Tuesday 6 January 2015

Semiotics is central to understanding life

The problem of sign and sign systems (semiotic systems, symbol systems) is key to understanding what is life from a scientific point of view.

What is the problem of sign? It is the problem of realization of the logical relation between the sign and the denoted. It arises in any material system which controls its state. It arises whenever measurements of state are performed. This is because the process of measurement is part of control. The laws of motion are different from physical states in that the former is a representation of the motion of matter from state to state.

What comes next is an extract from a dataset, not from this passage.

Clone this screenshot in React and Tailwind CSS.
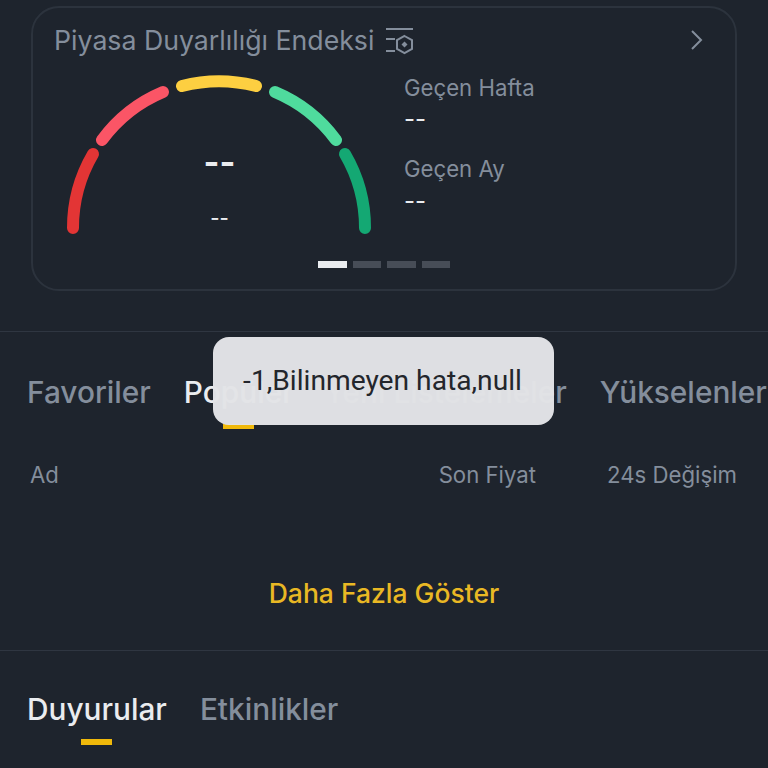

The process of measurement as part of control relies on a symbolic representation of states that is stored in the memory of a measuring device. The controller then reads the symbolic representation mapping it back to states of the controlled system. The process of measurement cannot be described by the laws of motion, according to John von Neumann and Howard Pattee. Measurement is not reducible to the laws of motion.

Examples of sign systems are: natural languages, traffic code, the codon table (aka the genetic code). In the genetic code, signs are DNA nucleotides, the denoted is the amino acids of proteins synthesized, while the conceptual context is the functional proteome of the offspring organism.

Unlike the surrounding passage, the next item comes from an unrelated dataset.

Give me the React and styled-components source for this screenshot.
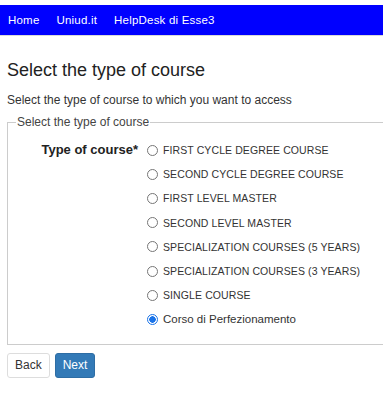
import React, { useState } from 'react';
import styled, { createGlobalStyle } from 'styled-components';

const GlobalStyle = createGlobalStyle`
  html, body {
    margin: 0;
    padding: 0;
    background: #fff;
  }
  body {
    font-family: "Liberation Sans", Arial, sans-serif;
    color: #333;
  }
`;

const Page = styled.div`
  padding-top: 5px;
`;

const NavBar = styled.nav`
  display: flex;
  align-items: center;
  gap: 17px;
  height: 30px;
  padding: 0 8px;
  background: #0000ff;
  border-bottom: 1px solid #d9d9d9;
`;

const NavLink = styled.a`
  color: #fff;
  font-size: 11.5px;
  text-decoration: none;
  letter-spacing: 0.2px;
`;

const Content = styled.main`
  padding: 0 0 0 7px;
`;

const Title = styled.h1`
  margin: 23px 0 0;
  font-size: 18px;
  font-weight: 400;
  color: #222;
  line-height: 22px;
`;

const Lead = styled.p`
  margin: 11px 0 0;
  font-size: 12px;
  line-height: 16px;
  color: #333;
`;

const Fieldset = styled.fieldset`
  margin: 6px 0 0;
  padding: 8px 0 12px;
  border: 1px solid #ccc;
  border-right: none;
  border-radius: 0;
`;

const Legend = styled.legend`
  padding: 0 1px;
  margin-left: 8px;
  font-size: 12px;
  line-height: 16px;
  color: #444;
`;

const FieldRow = styled.div`
  display: grid;
  grid-template-columns: 130px 1fr;
  column-gap: 9px;
`;

const Label = styled.div`
  text-align: right;
  font-weight: 700;
  font-size: 13px;
  color: #222;
  line-height: 24px;
`;

const Options = styled.div`
  display: flex;
  flex-direction: column;
`;

const Option = styled.label`
  display: flex;
  align-items: center;
  gap: 5px;
  height: 24.2px;
  font-size: ${(p) => (p.$upper ? '10.5px' : '11.5px')};
  color: #333;
  letter-spacing: ${(p) => (p.$upper ? '0.1px' : '0')};
  white-space: nowrap;
`;

const Radio = styled.input`
  appearance: none;
  flex: none;
  margin: 0;
  width: 11px;
  height: 11px;
  border-radius: 50%;
  border: 1px solid #767676;
  background: #fff;
  box-sizing: border-box;

  &:checked {
    border-color: #1a73e8;
    background: radial-gradient(circle, #1a73e8 0 3px, #fff 3.5px);
  }
`;

const Actions = styled.div`
  display: flex;
  gap: 5px;
  margin-top: 8px;
`;

const Button = styled.button`
  height: 25px;
  padding: 0 7px;
  border-radius: 3px;
  font-family: inherit;
  font-size: 12px;
  border: 1px solid ${(p) => (p.$primary ? '#2e6da4' : '#ddd')};
  background: ${(p) => (p.$primary ? '#337ab7' : '#fff')};
  color: ${(p) => (p.$primary ? '#fff' : '#333')};
`;

const courses = [
  'FIRST CYCLE DEGREE COURSE',
  'SECOND CYCLE DEGREE COURSE',
  'FIRST LEVEL MASTER',
  'SECOND LEVEL MASTER',
  'SPECIALIZATION COURSES (5 YEARS)',
  'SPECIALIZATION COURSES (3 YEARS)',
  'SINGLE COURSE',
  'Corso di Perfezionamento',
];

const App = () => {
  const [selected, setSelected] = useState(courses[7]);

  return (
    <Page>
      <GlobalStyle />
      <NavBar>
        <NavLink href="#">Home</NavLink>
        <NavLink href="#">Uniud.it</NavLink>
        <NavLink href="#">HelpDesk di Esse3</NavLink>
      </NavBar>
      <Content>
        <Title>Select the type of course</Title>
        <Lead>Select the type of course to which you want to access</Lead>
        <Fieldset>
          <Legend>Select the type of course</Legend>
          <FieldRow>
            <Label>Type of course*</Label>
            <Options>
              {courses.map((c) => (
                <Option key={c} $upper={c === c.toUpperCase()}>
                  <Radio
                    type="radio"
                    name="course"
                    checked={selected === c}
                    onChange={() => setSelected(c)}
                  />
                  {c}
                </Option>
              ))}
            </Options>
          </FieldRow>
        </Fieldset>
        <Actions>
          <Button>Back</Button>
          <Button $primary>Next</Button>
        </Actions>
      </Content>
    </Page>
  );
};

export default App;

The problem of sign cannot be resolved at the level of the physical implementation of sign systems, i.e. it is not solvable in terms of physics or chemistry alone. Likewise, the problem of message interchange is irreducible to the organization of a message marshalling medium. Indeed, semantically the same message can be relayed in various technical ways: as ASCII code over a computer network, with paper and ink, by gestures, words, as the Morse code over the telegraph wire, etc. Nonetheless, the meaning of the message still remains the same. Consequently, the problem of information interchange is not reducible to physics.

If the problem of sign is to be adequately solved, it must be done with tools of a different level than physical or chemical interactions of matter. A proper toolkit should make use of utility, semantics, pragmatics, concept, context and such like categories. Notably, these notions are part of system analysis and semiotics, not physics or chemistry and they belong to a different level of abstraction altogether.